======== Material provided
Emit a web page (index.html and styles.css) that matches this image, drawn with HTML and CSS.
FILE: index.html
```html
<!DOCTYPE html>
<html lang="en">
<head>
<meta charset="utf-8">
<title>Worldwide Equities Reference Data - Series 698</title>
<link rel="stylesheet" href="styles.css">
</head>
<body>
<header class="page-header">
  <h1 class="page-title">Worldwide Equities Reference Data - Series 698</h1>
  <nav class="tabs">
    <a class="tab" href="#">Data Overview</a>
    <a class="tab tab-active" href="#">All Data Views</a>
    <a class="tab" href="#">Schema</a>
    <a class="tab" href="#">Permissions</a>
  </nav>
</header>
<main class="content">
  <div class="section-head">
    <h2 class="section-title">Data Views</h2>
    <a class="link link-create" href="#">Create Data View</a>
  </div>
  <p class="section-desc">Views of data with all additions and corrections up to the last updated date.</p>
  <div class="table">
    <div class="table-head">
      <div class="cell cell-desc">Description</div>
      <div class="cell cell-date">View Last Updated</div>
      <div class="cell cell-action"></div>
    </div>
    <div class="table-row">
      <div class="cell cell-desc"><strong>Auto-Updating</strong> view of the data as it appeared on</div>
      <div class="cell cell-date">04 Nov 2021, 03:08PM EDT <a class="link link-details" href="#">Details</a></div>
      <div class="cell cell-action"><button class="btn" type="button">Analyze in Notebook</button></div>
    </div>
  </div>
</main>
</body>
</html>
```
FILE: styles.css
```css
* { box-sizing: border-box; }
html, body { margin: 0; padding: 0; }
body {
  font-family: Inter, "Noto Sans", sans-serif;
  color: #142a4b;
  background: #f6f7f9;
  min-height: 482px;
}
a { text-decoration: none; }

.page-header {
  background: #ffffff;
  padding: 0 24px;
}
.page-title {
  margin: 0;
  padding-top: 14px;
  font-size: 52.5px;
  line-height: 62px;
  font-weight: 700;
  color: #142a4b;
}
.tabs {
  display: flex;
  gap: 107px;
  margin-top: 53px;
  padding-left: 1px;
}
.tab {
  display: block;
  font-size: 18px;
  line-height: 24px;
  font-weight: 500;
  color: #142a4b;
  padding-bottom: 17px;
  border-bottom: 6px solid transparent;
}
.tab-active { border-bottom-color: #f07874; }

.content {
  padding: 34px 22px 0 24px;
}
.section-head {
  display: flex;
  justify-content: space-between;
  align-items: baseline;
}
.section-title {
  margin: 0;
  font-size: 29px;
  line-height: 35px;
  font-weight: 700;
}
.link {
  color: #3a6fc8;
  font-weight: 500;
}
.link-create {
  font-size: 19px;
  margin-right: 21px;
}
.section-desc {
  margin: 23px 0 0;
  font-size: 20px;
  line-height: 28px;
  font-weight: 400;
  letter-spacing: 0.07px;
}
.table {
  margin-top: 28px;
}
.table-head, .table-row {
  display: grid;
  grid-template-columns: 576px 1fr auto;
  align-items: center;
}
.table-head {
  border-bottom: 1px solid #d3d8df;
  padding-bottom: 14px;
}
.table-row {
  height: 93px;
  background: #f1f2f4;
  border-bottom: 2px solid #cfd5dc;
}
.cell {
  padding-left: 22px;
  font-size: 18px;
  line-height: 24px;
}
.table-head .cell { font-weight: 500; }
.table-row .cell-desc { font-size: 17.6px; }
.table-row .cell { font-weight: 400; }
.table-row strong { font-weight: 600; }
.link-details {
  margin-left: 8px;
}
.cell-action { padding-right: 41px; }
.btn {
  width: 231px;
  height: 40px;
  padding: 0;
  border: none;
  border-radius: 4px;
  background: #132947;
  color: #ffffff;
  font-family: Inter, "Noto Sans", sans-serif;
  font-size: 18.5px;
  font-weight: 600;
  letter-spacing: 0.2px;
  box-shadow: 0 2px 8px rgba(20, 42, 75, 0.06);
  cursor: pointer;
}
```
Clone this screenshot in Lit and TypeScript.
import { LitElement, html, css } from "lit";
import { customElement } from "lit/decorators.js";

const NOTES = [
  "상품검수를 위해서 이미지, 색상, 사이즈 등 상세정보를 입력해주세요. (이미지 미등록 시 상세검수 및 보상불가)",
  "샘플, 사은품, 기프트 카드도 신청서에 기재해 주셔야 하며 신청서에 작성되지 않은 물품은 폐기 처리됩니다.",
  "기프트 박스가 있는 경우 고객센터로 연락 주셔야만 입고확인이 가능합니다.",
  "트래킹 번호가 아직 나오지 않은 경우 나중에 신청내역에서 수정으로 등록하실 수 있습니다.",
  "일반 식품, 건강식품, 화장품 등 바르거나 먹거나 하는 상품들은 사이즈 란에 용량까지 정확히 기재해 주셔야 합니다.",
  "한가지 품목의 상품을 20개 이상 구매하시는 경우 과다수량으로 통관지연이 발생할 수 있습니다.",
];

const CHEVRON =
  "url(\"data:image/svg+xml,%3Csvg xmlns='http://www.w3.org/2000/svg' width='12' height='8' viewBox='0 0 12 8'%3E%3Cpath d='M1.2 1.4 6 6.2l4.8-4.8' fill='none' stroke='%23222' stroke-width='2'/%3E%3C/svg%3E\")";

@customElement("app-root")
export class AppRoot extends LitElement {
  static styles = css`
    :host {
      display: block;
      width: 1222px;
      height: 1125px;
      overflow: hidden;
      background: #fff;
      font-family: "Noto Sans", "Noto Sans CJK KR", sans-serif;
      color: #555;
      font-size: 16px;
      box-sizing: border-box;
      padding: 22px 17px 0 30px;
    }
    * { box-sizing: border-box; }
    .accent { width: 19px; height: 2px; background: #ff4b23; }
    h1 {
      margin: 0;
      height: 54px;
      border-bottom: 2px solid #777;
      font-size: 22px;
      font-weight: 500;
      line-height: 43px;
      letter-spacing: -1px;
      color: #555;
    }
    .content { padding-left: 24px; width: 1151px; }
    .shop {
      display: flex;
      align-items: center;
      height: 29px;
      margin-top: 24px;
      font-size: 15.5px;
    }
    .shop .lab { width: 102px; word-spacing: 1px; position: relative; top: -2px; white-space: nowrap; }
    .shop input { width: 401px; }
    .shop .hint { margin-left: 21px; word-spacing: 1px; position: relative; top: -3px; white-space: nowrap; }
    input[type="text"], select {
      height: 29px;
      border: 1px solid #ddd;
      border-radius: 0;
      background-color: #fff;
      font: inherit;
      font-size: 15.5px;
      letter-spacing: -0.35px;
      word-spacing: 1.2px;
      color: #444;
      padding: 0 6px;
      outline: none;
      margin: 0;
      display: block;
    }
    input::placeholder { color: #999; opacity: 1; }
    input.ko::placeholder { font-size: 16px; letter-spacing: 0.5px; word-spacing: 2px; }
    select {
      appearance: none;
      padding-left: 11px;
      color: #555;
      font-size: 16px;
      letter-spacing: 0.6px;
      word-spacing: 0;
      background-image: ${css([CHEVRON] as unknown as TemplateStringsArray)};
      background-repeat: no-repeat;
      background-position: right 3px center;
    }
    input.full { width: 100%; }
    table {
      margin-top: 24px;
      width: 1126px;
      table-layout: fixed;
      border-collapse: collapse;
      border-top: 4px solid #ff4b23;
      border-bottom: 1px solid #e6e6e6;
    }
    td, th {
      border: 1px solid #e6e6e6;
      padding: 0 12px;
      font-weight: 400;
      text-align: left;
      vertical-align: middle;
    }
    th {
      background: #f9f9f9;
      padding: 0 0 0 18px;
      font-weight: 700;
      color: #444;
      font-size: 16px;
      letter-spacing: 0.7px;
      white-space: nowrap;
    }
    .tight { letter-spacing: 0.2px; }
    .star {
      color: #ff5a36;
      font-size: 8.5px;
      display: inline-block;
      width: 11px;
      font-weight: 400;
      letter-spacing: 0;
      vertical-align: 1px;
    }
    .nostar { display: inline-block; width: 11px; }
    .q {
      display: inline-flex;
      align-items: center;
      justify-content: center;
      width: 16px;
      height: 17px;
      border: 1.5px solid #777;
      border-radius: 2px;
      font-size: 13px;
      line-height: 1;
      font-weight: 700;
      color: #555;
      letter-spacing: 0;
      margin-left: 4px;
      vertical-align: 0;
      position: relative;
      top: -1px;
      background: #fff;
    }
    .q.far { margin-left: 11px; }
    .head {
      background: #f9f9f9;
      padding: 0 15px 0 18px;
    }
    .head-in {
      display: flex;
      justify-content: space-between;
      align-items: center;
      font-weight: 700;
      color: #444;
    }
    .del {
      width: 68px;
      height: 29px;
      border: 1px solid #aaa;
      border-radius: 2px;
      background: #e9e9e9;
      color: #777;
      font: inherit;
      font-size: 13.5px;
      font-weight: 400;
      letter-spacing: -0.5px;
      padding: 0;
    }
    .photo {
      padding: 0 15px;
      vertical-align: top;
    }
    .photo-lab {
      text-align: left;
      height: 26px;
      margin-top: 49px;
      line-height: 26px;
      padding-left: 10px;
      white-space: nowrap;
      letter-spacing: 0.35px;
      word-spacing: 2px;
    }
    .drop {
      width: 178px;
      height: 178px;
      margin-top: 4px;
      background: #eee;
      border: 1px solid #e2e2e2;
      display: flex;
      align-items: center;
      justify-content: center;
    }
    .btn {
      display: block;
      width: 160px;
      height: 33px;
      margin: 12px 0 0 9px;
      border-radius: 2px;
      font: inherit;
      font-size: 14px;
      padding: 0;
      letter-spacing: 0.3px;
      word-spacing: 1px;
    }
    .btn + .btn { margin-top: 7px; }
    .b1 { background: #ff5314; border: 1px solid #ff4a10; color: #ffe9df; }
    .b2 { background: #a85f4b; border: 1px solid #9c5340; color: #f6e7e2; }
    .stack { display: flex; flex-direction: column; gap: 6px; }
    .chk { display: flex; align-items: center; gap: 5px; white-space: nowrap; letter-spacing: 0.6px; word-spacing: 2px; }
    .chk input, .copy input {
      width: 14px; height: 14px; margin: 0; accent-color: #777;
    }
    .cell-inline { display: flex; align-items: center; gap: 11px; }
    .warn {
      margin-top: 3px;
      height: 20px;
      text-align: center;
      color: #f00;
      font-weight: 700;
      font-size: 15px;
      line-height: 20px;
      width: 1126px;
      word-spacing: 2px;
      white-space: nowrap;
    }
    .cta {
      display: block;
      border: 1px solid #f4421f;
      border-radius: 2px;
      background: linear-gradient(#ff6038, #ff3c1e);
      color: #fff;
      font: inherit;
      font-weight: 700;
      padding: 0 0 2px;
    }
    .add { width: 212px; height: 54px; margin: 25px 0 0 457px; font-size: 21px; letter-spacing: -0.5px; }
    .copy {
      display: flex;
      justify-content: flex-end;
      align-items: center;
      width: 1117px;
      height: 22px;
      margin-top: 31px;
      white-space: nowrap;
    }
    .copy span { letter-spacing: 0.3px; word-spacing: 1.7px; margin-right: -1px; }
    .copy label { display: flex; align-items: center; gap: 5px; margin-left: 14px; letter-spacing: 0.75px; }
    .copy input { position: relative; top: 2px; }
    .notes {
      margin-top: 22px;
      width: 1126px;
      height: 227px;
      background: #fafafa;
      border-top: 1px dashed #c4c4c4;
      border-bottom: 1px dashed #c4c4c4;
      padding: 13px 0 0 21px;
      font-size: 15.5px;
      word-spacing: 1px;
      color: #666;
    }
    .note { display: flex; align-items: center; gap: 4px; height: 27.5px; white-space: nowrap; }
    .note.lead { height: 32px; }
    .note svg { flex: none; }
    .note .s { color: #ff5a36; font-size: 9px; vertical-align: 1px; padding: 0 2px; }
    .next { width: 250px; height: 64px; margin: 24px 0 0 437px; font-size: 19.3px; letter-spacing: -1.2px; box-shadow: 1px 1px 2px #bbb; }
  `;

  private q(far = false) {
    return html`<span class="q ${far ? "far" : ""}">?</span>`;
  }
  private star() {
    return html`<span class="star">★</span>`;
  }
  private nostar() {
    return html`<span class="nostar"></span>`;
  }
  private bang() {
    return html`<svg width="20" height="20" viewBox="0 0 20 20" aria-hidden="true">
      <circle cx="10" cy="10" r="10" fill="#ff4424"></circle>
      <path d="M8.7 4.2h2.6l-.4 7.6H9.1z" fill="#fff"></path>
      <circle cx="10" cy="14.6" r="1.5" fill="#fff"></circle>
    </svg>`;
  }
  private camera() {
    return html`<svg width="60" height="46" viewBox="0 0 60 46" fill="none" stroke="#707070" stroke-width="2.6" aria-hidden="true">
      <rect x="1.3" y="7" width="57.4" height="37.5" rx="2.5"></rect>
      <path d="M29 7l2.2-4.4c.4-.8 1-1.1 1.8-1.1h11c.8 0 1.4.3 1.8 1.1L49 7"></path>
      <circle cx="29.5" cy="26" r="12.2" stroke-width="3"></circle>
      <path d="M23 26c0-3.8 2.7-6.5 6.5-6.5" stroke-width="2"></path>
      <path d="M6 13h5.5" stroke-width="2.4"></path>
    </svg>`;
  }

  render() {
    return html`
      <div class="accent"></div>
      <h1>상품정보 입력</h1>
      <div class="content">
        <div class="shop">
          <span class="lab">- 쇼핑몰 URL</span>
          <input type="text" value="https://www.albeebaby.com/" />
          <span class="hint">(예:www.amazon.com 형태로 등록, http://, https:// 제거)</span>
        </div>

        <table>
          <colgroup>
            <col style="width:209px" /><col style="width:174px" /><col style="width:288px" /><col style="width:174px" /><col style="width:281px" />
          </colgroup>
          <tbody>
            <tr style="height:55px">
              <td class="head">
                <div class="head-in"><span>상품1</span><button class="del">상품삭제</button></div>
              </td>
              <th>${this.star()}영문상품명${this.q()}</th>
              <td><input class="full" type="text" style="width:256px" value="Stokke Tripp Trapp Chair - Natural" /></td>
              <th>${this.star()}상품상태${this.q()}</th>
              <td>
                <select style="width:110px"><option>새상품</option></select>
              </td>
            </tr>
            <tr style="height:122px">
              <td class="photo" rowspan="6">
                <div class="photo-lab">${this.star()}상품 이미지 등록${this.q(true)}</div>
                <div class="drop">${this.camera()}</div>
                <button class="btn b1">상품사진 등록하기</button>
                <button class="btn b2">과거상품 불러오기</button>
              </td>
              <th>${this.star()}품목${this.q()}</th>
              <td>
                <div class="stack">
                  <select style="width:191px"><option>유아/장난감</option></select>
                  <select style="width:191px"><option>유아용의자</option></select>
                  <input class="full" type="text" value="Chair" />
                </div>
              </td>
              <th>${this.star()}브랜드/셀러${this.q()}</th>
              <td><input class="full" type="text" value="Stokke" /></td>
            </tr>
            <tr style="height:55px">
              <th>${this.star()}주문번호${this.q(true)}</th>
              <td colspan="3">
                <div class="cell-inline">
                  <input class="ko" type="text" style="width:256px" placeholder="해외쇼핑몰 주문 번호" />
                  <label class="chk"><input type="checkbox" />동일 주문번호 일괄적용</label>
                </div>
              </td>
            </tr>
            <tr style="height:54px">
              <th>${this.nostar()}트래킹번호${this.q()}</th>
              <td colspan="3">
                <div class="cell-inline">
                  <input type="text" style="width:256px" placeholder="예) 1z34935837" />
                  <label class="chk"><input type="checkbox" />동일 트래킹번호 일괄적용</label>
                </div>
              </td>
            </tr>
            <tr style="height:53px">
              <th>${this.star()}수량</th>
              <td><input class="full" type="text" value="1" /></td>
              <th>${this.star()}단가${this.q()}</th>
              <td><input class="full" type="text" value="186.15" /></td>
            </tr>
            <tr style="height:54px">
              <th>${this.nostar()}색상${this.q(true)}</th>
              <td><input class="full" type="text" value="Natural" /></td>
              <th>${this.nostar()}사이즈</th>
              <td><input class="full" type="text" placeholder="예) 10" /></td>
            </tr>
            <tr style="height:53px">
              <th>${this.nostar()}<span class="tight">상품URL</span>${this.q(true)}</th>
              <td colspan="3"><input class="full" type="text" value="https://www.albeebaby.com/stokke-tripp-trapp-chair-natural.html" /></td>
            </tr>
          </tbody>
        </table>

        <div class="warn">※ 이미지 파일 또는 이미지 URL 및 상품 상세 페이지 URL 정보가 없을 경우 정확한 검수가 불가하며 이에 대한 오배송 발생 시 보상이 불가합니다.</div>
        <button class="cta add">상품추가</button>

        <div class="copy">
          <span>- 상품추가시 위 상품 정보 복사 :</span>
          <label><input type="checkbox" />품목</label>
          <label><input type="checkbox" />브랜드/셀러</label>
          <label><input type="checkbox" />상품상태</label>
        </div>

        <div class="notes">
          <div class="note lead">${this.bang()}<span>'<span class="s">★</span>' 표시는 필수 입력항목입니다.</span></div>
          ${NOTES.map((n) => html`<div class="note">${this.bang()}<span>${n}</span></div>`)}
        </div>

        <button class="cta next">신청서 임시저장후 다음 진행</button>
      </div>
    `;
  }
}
================
The exercise: Produce only the lines from the line containing "Clone this screenshot in Lit and TypeScript." through the line containing "xmlns='http://www.w3.org/2000/svg' width='12' height='8'", inclusive of both, exactly as they stand in the entries above.

The completed task:
Clone this screenshot in Lit and TypeScript.
import { LitElement, html, css } from "lit";
import { customElement } from "lit/decorators.js";

const NOTES = [
  "상품검수를 위해서 이미지, 색상, 사이즈 등 상세정보를 입력해주세요. (이미지 미등록 시 상세검수 및 보상불가)",
  "샘플, 사은품, 기프트 카드도 신청서에 기재해 주셔야 하며 신청서에 작성되지 않은 물품은 폐기 처리됩니다.",
  "기프트 박스가 있는 경우 고객센터로 연락 주셔야만 입고확인이 가능합니다.",
  "트래킹 번호가 아직 나오지 않은 경우 나중에 신청내역에서 수정으로 등록하실 수 있습니다.",
  "일반 식품, 건강식품, 화장품 등 바르거나 먹거나 하는 상품들은 사이즈 란에 용량까지 정확히 기재해 주셔야 합니다.",
  "한가지 품목의 상품을 20개 이상 구매하시는 경우 과다수량으로 통관지연이 발생할 수 있습니다.",
];

const CHEVRON =
  "url(\"data:image/svg+xml,%3Csvg xmlns='http://www.w3.org/2000/svg' width='12' height='8' viewBox='0 0 12 8'%3E%3Cpath d='M1.2 1.4 6 6.2l4.8-4.8' fill='none' stroke='%23222' stroke-width='2'/%3E%3C/svg%3E\")";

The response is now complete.